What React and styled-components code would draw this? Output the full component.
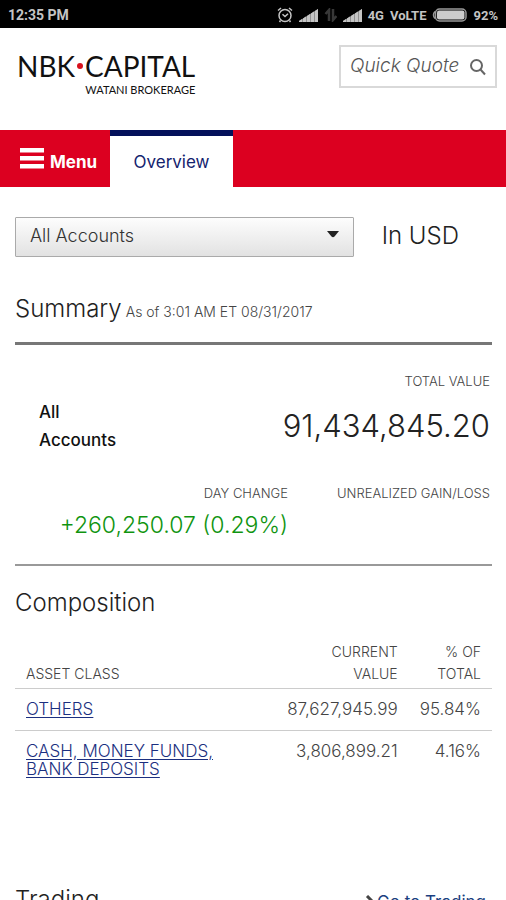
import React, { useState } from "react";
import styled, { createGlobalStyle } from "styled-components";

const GlobalStyle = createGlobalStyle`
  html {
    scrollbar-width: none;
  }
  body {
    margin: 0;
    background: #fff;
    color: #222;
    font-family: Inter, "Open Sans", sans-serif;
    font-size: 17px;
    font-weight: 300;
  }
  * {
    box-sizing: border-box;
  }
`;

const StatusBar = styled.div`
  display: flex;
  align-items: center;
  justify-content: space-between;
  height: 28px;
  padding: 2px 8px 0;
  background: #000;
  color: #c4c4c4;
  font-family: Roboto, sans-serif;
  font-size: 14px;
  font-weight: 700;
`;

const StatusIcons = styled.div`
  display: flex;
  align-items: center;
  gap: 6px;
  font-size: 13px;
`;

const Header = styled.header`
  display: flex;
  justify-content: space-between;
  align-items: flex-start;
  height: 102px;
  padding: 17px 9px 0 17px;
`;

const Logo = styled.a`
  display: flex;
  flex-direction: column;
  align-items: flex-end;
  padding-top: 4px;
  color: #111;
  text-decoration: none;
  font-family: Lato, sans-serif;
`;

const LogoName = styled.span`
  display: flex;
  align-items: center;
  font-size: 28px;
  font-weight: 400;
  line-height: 34px;
`;

const LogoDot = styled.span`
  width: 6px;
  height: 6px;
  margin: 0 2px;
  border-radius: 50%;
  background: #d8101c;
`;

const LogoSub = styled.span`
  font-size: 11px;
  font-weight: 400;
  line-height: 14px;
`;

const Search = styled.form`
  display: flex;
  align-items: center;
  width: 158px;
  height: 43px;
  padding: 0 9px;
  border: 2px solid #d9d9d9;
`;

const SearchInput = styled.input`
  flex: 1;
  min-width: 0;
  padding: 0 0 3px;
  border: 0;
  outline: 0;
  background: none;
  color: #555;
  font: italic 300 19px Inter, sans-serif;

  &::placeholder {
    color: #555;
    opacity: 1;
  }
`;

const SearchButton = styled.button`
  display: flex;
  padding: 0;
  border: 0;
  background: none;
`;

const Nav = styled.nav`
  display: flex;
  height: 57px;
  background: #dc0020;
`;

const MenuButton = styled.button`
  display: flex;
  align-items: center;
  gap: 6px;
  width: 110px;
  padding: 0 0 0 20px;
  border: 0;
  background: none;
  color: #fff;
  font: 700 17px/28px Inter, sans-serif;

  span {
    padding-top: 6px;
  }
`;

const Tab = styled.a`
  width: 123px;
  padding-top: 14px;
  border-top: 6px solid #03105a;
  background: #fff;
  color: #14226e;
  font-size: 17px;
  font-weight: 400;
  line-height: 24px;
  text-align: center;
  text-decoration: none;
`;

const Main = styled.main`
  padding: 30px 14px 0 15px;
`;

const Filters = styled.div`
  display: flex;
  align-items: center;
  gap: 28px;
`;

const SelectWrap = styled.div`
  position: relative;
  width: 71%;
`;

const Select = styled.select`
  appearance: none;
  width: 100%;
  height: 40px;
  padding: 0 14px 4px;
  border: 1px solid #aaa;
  border-radius: 1px;
  background: linear-gradient(#fdfdfd, #e2e2e2);
  color: #333;
  font: 300 18px Inter, sans-serif;
`;

const Arrow = styled.svg`
  position: absolute;
  top: 14px;
  right: 15px;
  pointer-events: none;
`;

const Currency = styled.span`
  padding-bottom: 2px;
  font-size: 24px;
  line-height: 28px;
`;

const Title = styled.h2`
  margin: 0;
  font-size: 24px;
  font-weight: 300;
  line-height: 28px;
`;

const AsOf = styled.small`
  color: #444;
  font-size: 14px;
`;

const Summary = styled.section`
  padding-top: 38px;
  border-bottom: 2px solid #999;
`;

const SummaryHead = styled.div`
  display: flex;
  align-items: baseline;
  gap: 4px;
  padding-bottom: 19px;
  border-bottom: 3px solid #777;
`;

const Row = styled.div`
  display: flex;
  justify-content: space-between;
  padding: ${(props) => props.$padding};
`;

const AccountName = styled.div`
  width: 90px;
  padding-top: 27px;
  color: #111;
  font-weight: 500;
  line-height: 28px;
`;

const Stat = styled.div`
  width: ${(props) => props.$width};
  text-align: right;
`;

const Label = styled.div`
  color: #444;
  font-size: 13px;
  line-height: 20px;
`;

const Total = styled.div`
  padding-top: 15px;
  font-size: 31px;
  line-height: 40px;
`;

const Change = styled.div`
  padding-top: 7px;
  color: #109410;
  font-size: 23px;
  line-height: 30px;
`;

const Composition = styled.section`
  padding-top: 23px;
`;

const Table = styled.table`
  width: 100%;
  margin-top: 24px;
  border-collapse: collapse;
  color: #444;
`;

const Th = styled.th`
  width: ${(props) => props.$width};
  padding: 0 11px 3px;
  text-align: ${(props) => props.$align || "right"};
  vertical-align: bottom;
  font-size: 14px;
  font-weight: 300;
  line-height: 22px;
`;

const Td = styled.td`
  padding: 11px 11px 12px;
  border-top: 1px solid #ccc;
  text-align: ${(props) => props.$align || "right"};
  vertical-align: top;
  line-height: 18px;
`;

const AssetLink = styled.a`
  color: #1b2f80;
  text-underline-offset: 2px;
`;

const Trading = styled.section`
  display: flex;
  justify-content: space-between;
  align-items: center;
  padding: 96px 6px 0 0;
`;

const TradingLink = styled.a`
  display: flex;
  align-items: center;
  gap: 2px;
  padding-top: 4px;
  color: #1b3f80;
  font-weight: 400;
  text-decoration: none;
`;

const assets = [
  { name: "OTHERS", value: "87,627,945.99", percent: "95.84%" },
  { name: "CASH, MONEY FUNDS, BANK DEPOSITS", value: "3,806,899.21", percent: "4.16%" },
];

function AlarmIcon() {
  return (
    <svg width="16" height="16" viewBox="0 0 16 16" fill="none" stroke="#c4c4c4" strokeWidth="1.5">
      <circle cx="8" cy="8.5" r="6" />
      <path d="M1 3.5 4 1M15 3.5 12 1M5.5 7.2 8 9.5l3-2.8M3.5 13.5 2.5 15M12.5 13.5l1 1.5" />
    </svg>
  );
}

function SignalIcon() {
  return (
    <svg width="19" height="13" viewBox="0 0 19 13">
      <path d="M0 13V12L19 0v13z" fill="#909090" />
      <path d="M0 13V12l3-1.900V13zM4 13V9.500l3-1.900V13zM8 13V7l3-1.900V13zM12 13V4.400l3-1.900V13zM16 13V1.900L19 0v13z" fill="#c4c4c4" />
    </svg>
  );
}

function DataIcon() {
  return (
    <svg width="13" height="14" viewBox="0 0 13 14" fill="none" stroke="#383838" strokeWidth="2.500">
      <path d="M5 13V2L1.500 6M9 1v11l3.500-4" />
    </svg>
  );
}

function BatteryIcon() {
  return (
    <svg width="35" height="14" viewBox="0 0 35 14">
      <rect x="3.500" y="1" width="30.500" height="12" rx="4" fill="none" stroke="#999" strokeWidth="1.500" />
      <rect x="5" y="2.500" width="27.500" height="9" rx="2" fill="#ccc" />
      <path d="M3 3.500Q0 7 3 10.500" fill="none" stroke="#999" strokeWidth="1.500" />
    </svg>
  );
}

function App() {
  const [quote, setQuote] = useState("");
  return (
    <>
      <GlobalStyle />
      <StatusBar>
        <span>12:35 PM</span>
        <StatusIcons>
          <AlarmIcon />
          <SignalIcon />
          <DataIcon />
          <SignalIcon />
          <span>4G</span>
          <span>VoLTE</span>
          <BatteryIcon />
          <span>92%</span>
        </StatusIcons>
      </StatusBar>

      <Header>
        <Logo href="#">
          <LogoName>
            NBK
            <LogoDot />
            CAPITAL
          </LogoName>
          <LogoSub>WATANI BROKERAGE</LogoSub>
        </Logo>
        <Search onSubmit={(e) => e.preventDefault()}>
          <SearchInput
            aria-label="Quick Quote"
            placeholder="Quick Quote"
            value={quote}
            onChange={(e) => setQuote(e.target.value)}
          />
          <SearchButton type="submit" aria-label="Search">
            <svg width="17" height="18" viewBox="0 0 17 18" fill="none" stroke="#666" strokeWidth="2">
              <circle cx="7.500" cy="7.500" r="5.500" />
              <path d="m11.500 11.500 4.500 5" />
            </svg>
          </SearchButton>
        </Search>
      </Header>

      <Nav>
        <MenuButton type="button">
          <svg width="24" height="21" viewBox="0 0 24 21" fill="#fff">
            <path d="M0 0h24v4.500H0zM0 8h24v4.500H0zM0 16h24v4.500H0z" />
          </svg>
          <span>Menu</span>
        </MenuButton>
        <Tab href="#overview">Overview</Tab>
      </Nav>

      <Main>
        <Filters>
          <SelectWrap>
            <Select aria-label="Account">
              <option>All Accounts</option>
            </Select>
            <Arrow width="12" height="7" viewBox="0 0 12 7">
              <path d="M0 0h12L7.500 5.500Q6 7 4.500 5.500z" fill="#222" />
            </Arrow>
          </SelectWrap>
          <Currency>In USD</Currency>
        </Filters>

        <Summary>
          <SummaryHead>
            <Title>Summary</Title>
            <AsOf>As of 3:01 AM ET 08/31/2017</AsOf>
          </SummaryHead>
          <Row $padding="26px 2px 0 24px">
            <AccountName>All Accounts</AccountName>
            <Stat>
              <Label>TOTAL VALUE</Label>
              <Total>91,434,845.20</Total>
            </Stat>
          </Row>
          <Row $padding="29px 2px 24px 0">
            <Stat $width="273px">
              <Label>DAY CHANGE</Label>
              <Change>+260,250.07 (0.29%)</Change>
            </Stat>
            <Stat>
              <Label>UNREALIZED GAIN/LOSS</Label>
            </Stat>
          </Row>
        </Summary>

        <Composition>
          <Title>Composition</Title>
          <Table>
            <thead>
              <tr>
                <Th $align="left" $width="47%">ASSET CLASS</Th>
                <Th>
                  CURRENT
                  <br />
                  VALUE
                </Th>
                <Th $width="83px">
                  % OF
                  <br />
                  TOTAL
                </Th>
              </tr>
            </thead>
            <tbody>
              {assets.map((asset) => (
                <tr key={asset.name}>
                  <Td $align="left">
                    <AssetLink href="#">{asset.name}</AssetLink>
                  </Td>
                  <Td>{asset.value}</Td>
                  <Td>{asset.percent}</Td>
                </tr>
              ))}
            </tbody>
          </Table>
        </Composition>

        <Trading>
          <Title>Trading</Title>
          <TradingLink href="#trading">
            <svg width="10" height="14" viewBox="0 0 10 14" fill="none" stroke="#444" strokeWidth="3">
              <path d="m2 1 6 6-6 6" />
            </svg>
            Go to Trading
          </TradingLink>
        </Trading>
      </Main>
    </>
  );
}

export default App;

▸ Exercise instructions
Exactly how many lines of the material contain the word "React"? Write the number alone.

▸ Answer to the task
2